Raw data:
§

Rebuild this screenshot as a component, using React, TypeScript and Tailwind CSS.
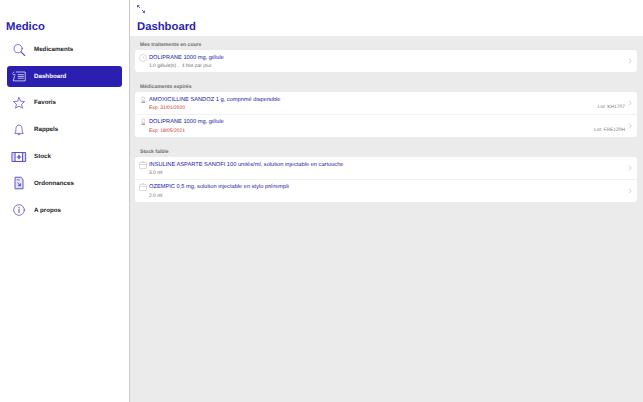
import React from "react";

const ink = "#2a1fb0";

function Icon({ name, active }: { name: string; active?: boolean }) {
  const c = active ? "#ffffff" : "#4a3fc0";
  const common = { fill: "none", stroke: c, strokeWidth: 0.8, strokeLinecap: "round" as const, strokeLinejoin: "round" as const };
  return (
    <svg width="16" height="16" viewBox="-1 -1 18 18" className="shrink-0" {...common}>
      {name === "search" && (<><circle cx="7" cy="6.5" r="4.6" /><path d="M10.4 10 L14.5 14.2" strokeWidth="1.2" /></>)}
      {name === "dash" && (<><path d="M5 3.5 H15 V13.5 H1.5 L3 8" /><path d="M1 5 L2.5 3.5 M1.5 6.5 H3.5 M7 6.5 H13 M7 8.5 H13 M7 10.5 H13" /></>)}
      {name === "star" && (<path d="M8 2 L9.8 6 L14.2 6.4 L10.9 9.4 L11.9 13.8 L8 11.5 L4.1 13.8 L5.1 9.4 L1.8 6.4 L6.2 6 Z" />)}
      {name === "bell" && (<><path d="M3.5 11.5 C4.8 10 4.4 8.5 4.6 6 C4.8 3.6 6.4 2.4 8 2.4 C9.6 2.4 11.2 3.6 11.4 6 C11.6 8.5 11.2 10 12.5 11.5 Z" /><path d="M7 13.2 H9" /></>)}
      {name === "stock" && (<><rect x="0.5" y="3" width="15" height="10" fill="#dcd9f5" strokeWidth="1" /><rect x="4" y="3" width="8" height="10" fill="#ffffff" strokeWidth="1" /><path d="M8 6 V10 M6 8 H10" strokeWidth="1.4" /></>)}
      {name === "doc" && (<><path d="M4 1.5 H10 L12.5 4 V14.5 H4 Z" fill="#e6e4f8" strokeWidth="1" /><path d="M5.8 4.5 H8.5" strokeWidth="0.8" /><path d="M6.5 8 L9.5 11 M9.5 8.8 V11 H7.3" strokeWidth="1.1" /></>)}
      {name === "info" && (<><circle cx="8" cy="8" r="6" /><path d="M8 7.2 V11 M8 5 V5.6" strokeWidth="1.1" /></>)}
    </svg>
  );
}

function NavItem({ icon, label, active }: { icon: string; label: string; active?: boolean }) {
  return (
    <div className={`flex h-[21px] items-center rounded-[3px] pl-[4px] ${active ? "bg-[#2a1fb0] text-white" : "text-[#222222]"}`}>
      <Icon name={icon} active={active} />
      <span className="ml-[7px] text-[6.2px] font-bold">{label}</span>
    </div>
  );
}

function Chevron() {
  return (
    <svg width="4" height="6" viewBox="0 0 4 6" fill="none" stroke="#c4c4c8" strokeWidth="0.8" className="shrink-0">
      <path d="M1 0.7 L3.2 3 L1 5.3" />
    </svg>
  );
}

function RowIcon({ type }: { type: "clock" | "vial" | "box" }) {
  return (
    <svg width="8" height="8" viewBox="0 0 8 8" fill="none" stroke="#b9b9bf" strokeWidth="0.5" className="shrink-0">
      {type === "clock" && (<><circle cx="4" cy="4" r="3.5" /><path d="M4 2 V4 L5.2 4.8" /></>)}
      {type === "vial" && (<><path d="M3 1 H5.4 V4.6 H3 Z" /><path d="M2.4 6.2 H6" stroke="#77777f" strokeWidth="1" /></>)}
      {type === "box" && (<><rect x="0.5" y="1.5" width="7" height="6" rx="0.6" /><path d="M0.5 3.4 H7.5 M3 0.6 H5" /></>)}
    </svg>
  );
}

function Row({ icon, title, sub, red, lot, tall }: { icon: "clock" | "vial" | "box"; title: string; sub: string; red?: boolean; lot?: string; tall?: boolean }) {
  return (
    <div className={`relative flex gap-[2.5px] pl-[3.5px] pr-[10px] ${tall ? "h-[22.5px]" : "h-[22px]"} pt-[3.5px]`}>
      <div><RowIcon type={icon} /></div>
      <div className="min-w-0">
        <div className="text-[5.7px] leading-[8px] text-[#2118a6] whitespace-nowrap">{title}</div>
        <div className={`mt-[1.5px] text-[4.95px] leading-[7px] ${red ? "text-[#c8321e]" : "text-[#6f6f74]"}`}>{sub}</div>
      </div>
      {lot && <div className="absolute right-[12px] top-[16px] -translate-y-1/2 text-[4.9px] text-[#77777c] whitespace-nowrap">{lot}</div>}
      <div className="absolute right-[5px] top-[8px]"><Chevron /></div>
    </div>
  );
}

function Section({ title, className, children }: { title: string; className?: string; children: React.ReactNode }) {
  return (
    <section className={className}>
      <div className="ml-[5px] h-[14px] pt-[6px] text-[5.1px] font-bold leading-[6px] text-[#6c6c70]">{title}</div>
      <div className="divide-y divide-[#f2f2f2] rounded-[3px] bg-white">{children}</div>
    </section>
  );
}

export default function App() {
  return (
    <div className="flex h-[402px] w-[643px] overflow-hidden bg-white [font-family:'Liberation_Sans',Arial,sans-serif] [text-rendering:geometricPrecision]">
      <aside className="w-[130px] shrink-0 border-r border-[#c9c9cc] bg-white px-[7px] pt-[19.5px]">
        <h1 className="-ml-[1px] text-[11.3px] font-bold leading-[15px] text-[#2a1fb0]">Medico</h1>
        <nav className="mt-[4.5px] flex flex-col gap-[5.8px]">
          <NavItem icon="search" label="Medicaments" />
          <NavItem icon="dash" label="Dashboard" active />
          <NavItem icon="star" label="Favoris" />
          <NavItem icon="bell" label="Rappels" />
          <NavItem icon="stock" label="Stock" />
          <NavItem icon="doc" label="Ordonnances" />
          <NavItem icon="info" label="A propos" />
        </nav>
      </aside>
      <main className="flex min-w-0 flex-1 flex-col">
        <header className="h-[36px] shrink-0 bg-white px-[7px] pt-[5px]">
          <svg width="8" height="8" viewBox="0 0 8 8" fill="none" stroke={ink} strokeWidth="0.7" className="block">
            <path d="M0.5 0.5 L3 3 M5 5 L7.5 7.5" />
            <path d="M0.5 2.4 V0.5 H2.4 M5.6 7.5 H7.5 V5.6" />
          </svg>
          <h2 className="mt-[6.5px] text-[11.3px] font-bold leading-[15px] text-[#2a1fb0]">Dashboard</h2>
        </header>
        <div className="flex-1 bg-[#ebebeb] px-[5px] pr-[6px]">
          <Section title="Mes traitements en cours">
            <Row icon="clock" title="DOLIPRANE 1000 mg, gélule" sub={"1.0 gélule(s) ,\u00a0 4 fois par jour"} />
          </Section>
          <Section title="Médicaments expirés" className="mt-[6px]">
            <Row icon="vial" title="AMOXICILLINE SANDOZ 1 g, comprimé dispersible" sub="Exp: 31/01/2020" red lot="Lot: KH1707" tall />
            <Row icon="vial" title="DOLIPRANE 1000 mg, gélule" sub="Exp: 18/05/2021" red lot="Lot: FRE120H" tall />
          </Section>
          <Section title="Stock faible" className="mt-[6px]">
            <Row icon="box" title="INSULINE ASPARTE SANOFI 100 unités/ml, solution injectable en cartouche" sub="3.0 ml" tall />
            <Row icon="box" title="OZEMPIC 0,5 mg, solution injectable en stylo prérempli" sub="2.0 ml" tall />
          </Section>
        </div>
      </main>
    </div>
  );
}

§

Which lines hold the string "React"? List them all.

Solution for this task:
Rebuild this screenshot as a component, using React, TypeScript and Tailwind CSS.
import React from "react";
function Section({ title, className, children }: { title: string; className?: string; children: React.ReactNode }) {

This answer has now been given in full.